How long does a bathroom renovation take in Ontario?

A cosmetic refresh takes one to two weeks. A mid-range renovation with new tile, vanity, and fixtures typically runs three to five weeks. A full gut renovation takes five to eight weeks. If you are in a condo, add one to two weeks for building approvals, elevator booking, and noise bylaw scheduling. The most common cause of delays is tile and custom vanity lead times, not contractor availability.

Can I do a partial bathroom renovation to save money?

Yes. Keeping the plumbing in place is the single biggest cost saver. Moving a toilet flange or shower drain even a few feet can add $2,000 to $5,000 because it usually involves opening the floor and re-routing drain and vent lines. If the existing layout works, a targeted refresh of the vanity, toilet, tub surround, and lighting delivers most of the visual impact at a fraction of a full gut renovation.
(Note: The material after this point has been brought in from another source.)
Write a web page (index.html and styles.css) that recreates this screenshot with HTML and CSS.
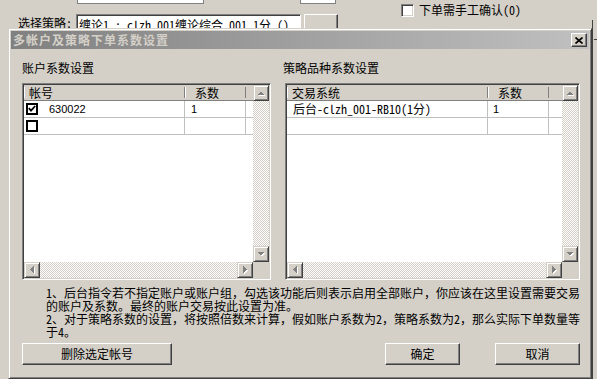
FILE: index.html
```html
<!DOCTYPE html>
<html lang="zh-CN">
  <head>
    <meta charset="UTF-8" />
    <title>多帐户及策略下单系数设置</title>
    <link rel="stylesheet" href="styles.css">
  </head>
  <body>
    <div class="desktop">
      <!-- parent window behind the dialog -->
      <div class="parent-top">
        <div class="strategy-label">选择策略:</div>
        <div class="col-a">
          <div class="field field-a"></div>
          <div class="combo">缠论1 : clzh_001缠论综合_001_1分 ()</div>
        </div>
        <div class="col-b">
          <div class="field field-b"></div>
          <div class="small-btn"></div>
        </div>
        <div class="manual-confirm">
          <span class="sunken-check"></span>
          <span>下单需手工确认(0)</span>
        </div>
      </div>
      <div class="parent-edge"><div class="parent-tick"></div></div>

      <div class="dialog">
        <div class="titlebar">
          <span class="title">多帐户及策略下单系数设置</span>
          <span class="close-btn">
            <svg width="8" height="7" viewBox="0 0 8 7"><path d="M0.5 0.5 L7.5 6.5 M7.5 0.5 L0.5 6.5" stroke="#000" stroke-width="1.7" fill="none"/></svg>
          </span>
        </div>

        <div class="client">
          <div class="groups">
            <section class="group group-left">
              <h3>账户系数设置</h3>
              <div class="listbox">
                <div class="grid-area">
                  <div class="head-row">
                    <div class="hcell c1 acc-c1">帐号</div>
                    <div class="hcell c2">系数</div>
                    <div class="hcell c3"></div>
                  </div>
                  <div class="row">
                    <div class="cell c1 acc-c1">
                      <span class="flat-check">
                        <svg width="8" height="8" viewBox="0 0 8 8"><polyline points="0.8,3.2 3,5.6 7.2,1" stroke="#000" stroke-width="1.8" fill="none"/></svg>
                      </span>
                      <span class="num acc-no">630022</span>
                    </div>
                    <div class="cell c2"><span class="num">1</span></div>
                    <div class="cell c3"></div>
                  </div>
                  <div class="row">
                    <div class="cell c1 acc-c1"><span class="flat-check"></span></div>
                    <div class="cell c2"></div>
                    <div class="cell c3"></div>
                  </div>
                </div>
                <div class="vscroll">
                  <div class="sbtn"><svg width="8" height="5" viewBox="0 0 8 5"><polygon points="1,5 4.5,1.5 8,5" fill="#fff"/><polygon points="0,4 3.5,0.5 7,4" fill="#808080"/></svg></div>
                  <div class="track"></div>
                  <div class="sbtn"><svg width="8" height="5" viewBox="0 0 8 5"><polygon points="1,1 8,1 4.5,4.5" fill="#fff"/><polygon points="0,0 7,0 3.5,3.5" fill="#808080"/></svg></div>
                </div>
                <div class="hscroll">
                  <div class="sbtn"><svg width="5" height="8" viewBox="0 0 5 8"><polygon points="4.5,1 4.5,8 1,4.5" fill="#fff"/><polygon points="3.5,0 3.5,7 0,3.5" fill="#808080"/></svg></div>
                  <div class="track"></div>
                  <div class="sbtn"><svg width="5" height="8" viewBox="0 0 5 8"><polygon points="1,1 1,8 4.5,4.5" fill="#fff"/><polygon points="0,0 0,7 3.5,3.5" fill="#808080"/></svg></div>
                </div>
                <div class="corner"></div>
              </div>
            </section>

            <section class="group group-right">
              <h3 class="shift">策略品种系数设置</h3>
              <div class="listbox">
                <div class="grid-area">
                  <div class="head-row">
                    <div class="hcell c1 sys-c1">交易系统</div>
                    <div class="hcell c2">系数</div>
                    <div class="hcell c3"></div>
                  </div>
                  <div class="row">
                    <div class="cell c1 sys-c1"><span class="sys-name">后台-clzh_001-RB10(1分)</span></div>
                    <div class="cell c2 sys-c2"><span class="num">1</span></div>
                    <div class="cell c3"></div>
                  </div>
                  <div class="row">
                    <div class="cell c1 sys-c1"></div>
                    <div class="cell c2"></div>
                    <div class="cell c3"></div>
                  </div>
                </div>
                <div class="vscroll">
                  <div class="sbtn"><svg width="8" height="5" viewBox="0 0 8 5"><polygon points="1,5 4.5,1.5 8,5" fill="#fff"/><polygon points="0,4 3.5,0.5 7,4" fill="#808080"/></svg></div>
                  <div class="track"></div>
                  <div class="sbtn"><svg width="8" height="5" viewBox="0 0 8 5"><polygon points="1,1 8,1 4.5,4.5" fill="#fff"/><polygon points="0,0 7,0 3.5,3.5" fill="#808080"/></svg></div>
                </div>
                <div class="hscroll">
                  <div class="sbtn"><svg width="5" height="8" viewBox="0 0 5 8"><polygon points="4.5,1 4.5,8 1,4.5" fill="#fff"/><polygon points="3.5,0 3.5,7 0,3.5" fill="#808080"/></svg></div>
                  <div class="track"></div>
                  <div class="sbtn"><svg width="5" height="8" viewBox="0 0 5 8"><polygon points="1,1 1,8 4.5,4.5" fill="#fff"/><polygon points="0,0 0,7 3.5,3.5" fill="#808080"/></svg></div>
                </div>
                <div class="corner"></div>
              </div>
            </section>
          </div>

          <p class="note">1、后台指令若不指定账户或账户组，勾选该功能后则表示启用全部账户，你应该在这里设置需要交易<br>的账户及系数。最终的账户交易按此设置为准。<br>2、对于策略系数的设置，将按照倍数来计算，假如账户系数为2，策略系数为2，那么实际下单数量等<br>于4。</p>

          <div class="buttons">
            <div class="btn del-btn">删除选定帐号</div>
            <div class="btn ok-btn">确定</div>
            <div class="btn cancel-btn">取消</div>
          </div>
        </div>
      </div>
    </div>
  </body>
</html>
```

FILE: styles.css
```css
* {
  box-sizing: border-box;
}

body {
  margin: 0;
  background-color: #d4d0c8;
  font-family: "Noto Sans Mono CJK SC", "Noto Sans CJK SC", sans-serif;
  font-size: 12px;
  color: #000;
  overflow: hidden;
}

.desktop {
  position: relative;
  width: 597px;
  height: 379px;
}

/* parent window */
.parent-top {
  display: flex;
  align-items: flex-start;
  padding-left: 18px;
}

.strategy-label {
  width: 58px;
  margin-top: 16px;
  line-height: 14px;
  white-space: nowrap;
}

.col-a {
  width: 225px;
}

.field {
  height: 4px;
  background-color: #fff;
  border: 1px solid #808080;
  border-top: none;
}

.field-a {
  margin-left: 1px;
  width: 127px;
}

.combo {
  margin-top: 10px;
  height: 20px;
  background-color: #fff;
  border: 1px solid;
  border-color: #808080 #fff #fff #808080;
  box-shadow: inset 1px 1px #404040;
  padding: 3px 0 0 2px;
  line-height: 14px;
  white-space: nowrap;
  overflow: hidden;
}

.col-b {
  width: 38px;
  margin-left: -1px;
}

.field-b {
  width: 36px;
}

.small-btn {
  margin: 10px 0 0 4px;
  width: 34px;
  height: 20px;
  background-color: #d4d0c8;
  border: 1px solid;
  border-color: #fff #404040 #404040 #fff;
  box-shadow: inset -1px -1px #808080;
}

.manual-confirm {
  display: flex;
  align-items: center;
  gap: 5px;
  margin: 3px 0 0 63px;
  line-height: 14px;
  white-space: nowrap;
}

.sunken-check {
  width: 13px;
  height: 13px;
  background-color: #fff;
  border: 1px solid;
  border-color: #808080 #fff #fff #808080;
  box-shadow: inset 1px 1px #404040, inset -1px -1px #d4d0c8;
}

.parent-edge {
  position: absolute;
  left: 592px;
  top: 20px;
  width: 5px;
  height: 359px;
  border-left: 1px solid #404040;
  padding-top: 19px;
}

.parent-tick {
  height: 1px;
  margin-left: 1px;
  background-color: #404040;
}

/* dialog window */
.dialog {
  position: absolute;
  left: 8px;
  top: 28px;
  width: 584px;
  height: 351px;
  background-color: #d4d0c8;
  border: 1px solid;
  border-color: #d4d0c8 #404040 #404040 #d4d0c8;
  box-shadow: inset 1px 1px #fff, inset -1px -1px #808080;
  padding: 2px;
  display: flex;
  flex-direction: column;
}

.titlebar {
  height: 18px;
  display: flex;
  align-items: center;
  padding-left: 2px;
  background: linear-gradient(to right, #808080, #c0c0c0);
}

.title {
  color: #d4d0c8;
  font-family: "Noto Sans CJK SC", sans-serif;
  font-weight: bold;
  letter-spacing: 1px;
  line-height: 14px;
}

.close-btn {
  margin-left: auto;
  margin-right: 2px;
  width: 16px;
  height: 14px;
  display: flex;
  align-items: center;
  justify-content: center;
  background-color: #d4d0c8;
  border: 1px solid;
  border-color: #fff #404040 #404040 #fff;
  box-shadow: inset -1px -1px #808080;
}

.client {
  flex: 1;
  padding: 12px 9px 0 11px;
}

.groups {
  display: flex;
  gap: 14px;
}

.group-left {
  width: 249px;
}

.group-right {
  width: 295px;
}

.group h3 {
  margin: 0 0 8px;
  font-size: 12px;
  font-weight: normal;
  line-height: 14px;
}

.group h3.shift {
  margin-left: -2px;
}

/* list view */
.listbox {
  height: 197px;
  background-color: #fff;
  border: 1px solid;
  border-color: #808080 #fff #fff #808080;
  box-shadow: inset 1px 1px #404040, inset -1px -1px #d4d0c8;
  padding: 1px;
  display: grid;
  grid-template-columns: 1fr 16px;
  grid-template-rows: 1fr 16px;
}

.grid-area {
  overflow: hidden;
}

.head-row {
  display: flex;
  height: 16px;
  background-color: #d4d0c8;
  border-bottom: 1px solid #808080;
}

.hcell {
  line-height: 15px;
  white-space: nowrap;
}

.hcell.c1,
.hcell.c2 {
  background:
    linear-gradient(#808080, #808080) right center / 1px 11px no-repeat,
    linear-gradient(#fff, #fff) left center / 1px 11px no-repeat;
}

.hcell.c1 {
  padding-left: 5px;
}

.hcell.c2 {
  padding-left: 10px;
}

.c1 {
  flex: none;
}

.c2 {
  flex: none;
  width: 61px;
}

.c3 {
  flex: 1;
}

.acc-c1 {
  width: 161px;
}

.sys-c1 {
  width: 201px;
}

.row {
  display: flex;
  height: 17px;
  border-bottom: 1px solid #c0c0c0;
}

.cell {
  display: flex;
  align-items: flex-start;
  line-height: 16px;
  white-space: nowrap;
}

.cell.c1,
.cell.c2 {
  border-right: 1px solid #c0c0c0;
}

.cell.c2 {
  padding-left: 6px;
}

.cell.sys-c2 {
  padding-left: 5px;
}

.flat-check {
  width: 12px;
  height: 12px;
  margin: 2px 0 0 2px;
  border: 2px solid #000;
  background-color: #fff;
  display: flex;
  align-items: center;
  justify-content: center;
}

.num {
  font-family: "Liberation Sans", sans-serif;
  font-size: 11px;
}

.acc-no {
  margin-left: 11px;
}

.sys-name {
  padding-left: 6px;
}

/* scrollbars */
.vscroll {
  display: flex;
  flex-direction: column;
}

.hscroll {
  display: flex;
}

.sbtn {
  flex: none;
  width: 16px;
  height: 16px;
  display: flex;
  align-items: center;
  justify-content: center;
  background-color: #d4d0c8;
  border: 1px solid;
  border-color: #d4d0c8 #404040 #404040 #d4d0c8;
  box-shadow: inset 1px 1px #fff, inset -1px -1px #808080;
}

.sbtn svg {
  shape-rendering: crispEdges;
}

.track {
  flex: 1;
  background: conic-gradient(#fff 0 25%, #d4d0c8 0 50%, #fff 0 75%, #d4d0c8 0) 0 0 / 2px 2px;
}

.corner {
  background-color: #d4d0c8;
}

/* note and buttons */
.note {
  margin: 6px 0 0 24px;
  line-height: 13px;
  white-space: nowrap;
}

.buttons {
  display: flex;
  margin-top: 5px;
}

.btn {
  height: 22px;
  line-height: 20px;
  text-align: center;
  background-color: #d4d0c8;
  border: 1px solid;
  border-color: #fff #404040 #404040 #fff;
  box-shadow: inset -1px -1px #808080;
}

.del-btn {
  width: 150px;
}

.ok-btn {
  width: 75px;
  margin-left: auto;
}

.cancel-btn {
  width: 85px;
  margin-left: 35px;
}
```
What are the ventilation rules for bathrooms in Ontario?

The Ontario Building Code (Section 9.32) requires mechanical ventilation in every bathroom. The fan must vent directly to the exterior, not into the attic or a soffit, and it must be sized to meet minimum exhaust requirements. Proper ventilation is not optional. Without it, moisture builds up in wall cavities and causes mould, rot, and warranty issues with paint, drywall, and tile.

Do I need an ESA permit for bathroom electrical work?

Yes, for any new circuit or wiring change. The Ontario Electrical Safety Code requires that all electrical work (other than very limited homeowner exemptions) be filed with the Electrical Safety Authority through a notification before work starts. Adding a GFCI circuit for the vanity, a dedicated circuit for heated floors, or new pot lights all require an ESA notification and inspection.